Getting alignment before you enroll saves the “I already paid the deposit” conversation and keeps your kid from being pulled out of something they love because the adults couldn’t work it out.

Set contact expectations for long stretches

When your kids are with the other parent for an extended stretch, you miss them. So does the other parent when it’s your turn. Before a long vacation block, agree on a rough contact schedule: one call or video chat per day, or every other day, at a time that doesn’t interfere with dinner or bedtime.

Not a rule that gets enforced like a legal matter, but a general expectation that removes the guesswork. The parent who has the kids shouldn’t feel watched, and the parent who doesn’t shouldn’t feel cut off. A loose agreement made in advance removes most of the friction.

Write it down

Whatever you work out — vacation weeks, camp enrollment, contact windows, childcare split — document it. Not because you don’t trust each other, but because summers are long and memories are selective. What felt clear in May gets hazy by August.
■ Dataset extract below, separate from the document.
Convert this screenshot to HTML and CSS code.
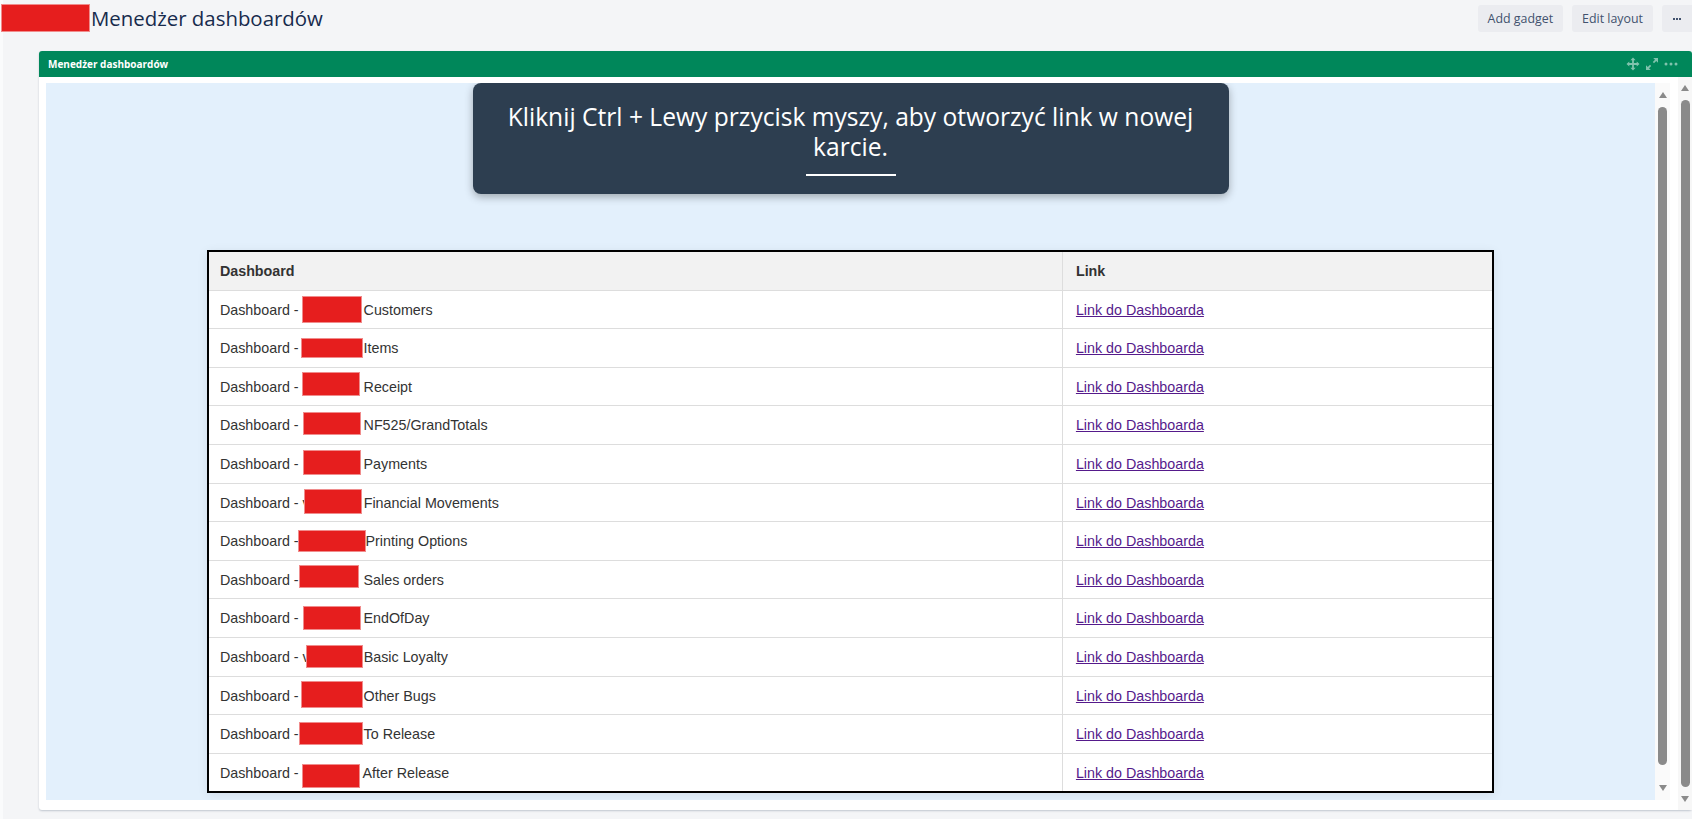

A shared document, a co-parenting app, a simple email where both parties confirmed the same plan — any of these work. What doesn’t work is assuming you both walked away from a conversation with the same understanding.

If something changes mid-summer, document the change the same way. A quick message confirming the adjustment keeps things out of dispute territory before they get there.


Most summer conflicts between co-parents are predictable in March and preventable in May. The logistics are boring. The conversation can be uncomfortable. But having it now, when there’s still time to actually use the answers, is easier than having it in June when everyone’s already frustrated and the summer is already half-gone.